In 2004, before completing her university studies, she presented a collection as a guest designer at Milan Fashion Week. In 2007, at the invitation of Pierre Balmain, she made her Paris Fashion Week debut at twenty years old, with a collection titled Presence of the Past, built around Thai traditional costumes reinterpreted through a contemporary lens.


In 2023 she returned to Paris for autumn-winter, this time with a declared creative maturity: she presented at the Ritz on Place Vendome, with interviews in WWD and Elle. In May 2025 she opened a pop-up in Paris.


"It has to be about the brand and the clothes, not who I am. I also want to show that a princess can work."


The Sirivannavari brand covers haute couture, bridal, ready-to-wear, menswear (the S'Homme line), jewellery and accessories. It has collaborated with Louis Vuitton, Shiseido and Volkswagen. It draws explicitly on the legacy of Queen Sirikit, her grandmother, who dedicated her royal patronage to the preservation of Thai silk and traditional handwoven textiles. The work on artisan weaving is not decorative aesthetics: it is a concrete line of continuity with a heritage under threat.

And yet, outside the Asian trade press, the Vogue Thailand and Elle Thailand circuit, Hong Kong Tatler, the name Sirivannavari does not exist in the critical discourse of international fashion. Not in European magazines, not in the ecosystem of Vogue Italia or System Magazine, not in conversations about who is redefining contemporary luxury.

What does an Asian designer have to do to be "recognized"?

The short answer is: move. The long answer is more uncomfortable.


The international fashion system has a very precise grammar for absorbing Asian talent. It wants them in diaspora: already inside Western training institutions, already socialized in the logic of the New York, Milan or Paris fashion weeks, already separated from their original cultural context. Wang, Lim, Do: all recognizable because they followed the "right" path. All legitimized by a training that the Western system can certify.

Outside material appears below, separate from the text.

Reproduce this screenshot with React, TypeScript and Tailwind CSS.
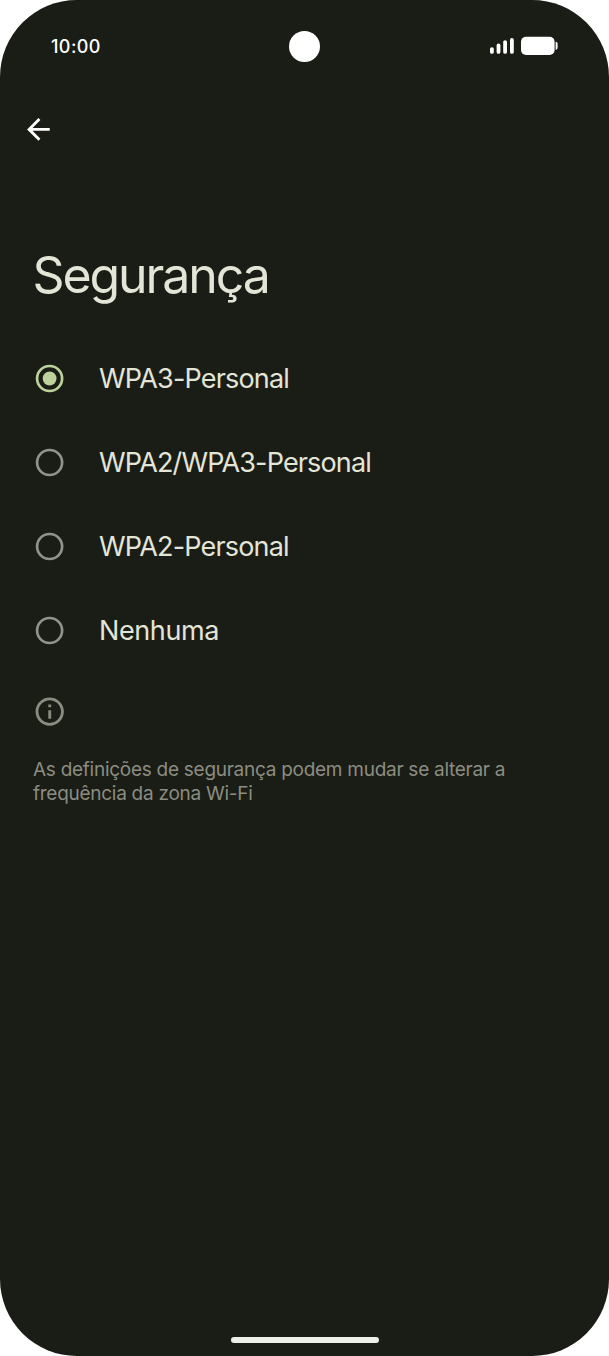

Thakoon followed that path, and still remained on the margins of real power in the industry. Sirivannavari has impeccable European training, has worked in the most important houses in the world, and has a brand with twenty years of history: yet her royal title, rather than being an asset in the luxury market, seems to function as a filter that keeps her confined to an exotic narrative. The system reads her as "princess designer," not as a designer, full stop.


There is a precise mechanism at work. The Western press needs a legible narrative to build the story of a designer. For Asian designers in diaspora, that narrative is "young talent bringing their culture of origin, reinterpreted through a Western sensibility." For those working from Asia, the only available narrative is the exotic one: traditional costumes, heritage, craftsmanship. Anything that cannot be easily categorized is ignored.


K-pop and Korean cinema have demonstrated that another model exists: build first a critical and popular base in East Asia, then use that gravitational mass to enter Western markets on their own terms, without cultural intermediaries.


The Thai fashion system has not yet completed that trajectory, but the conditions are changing. Bangkok Design Week, the CEA (Creative Economy Agency), the growing positioning of Charoenkrung as a creative district, the international expansion of brands like Sirivannavari: these are signals of an ecosystem building infrastructure, not just aesthetics.


The question is not whether these designers deserve recognition. They do, and the credentials speak for themselves.


The question is whether the system has the critical tools to read them without reducing them. For now, the answer is no.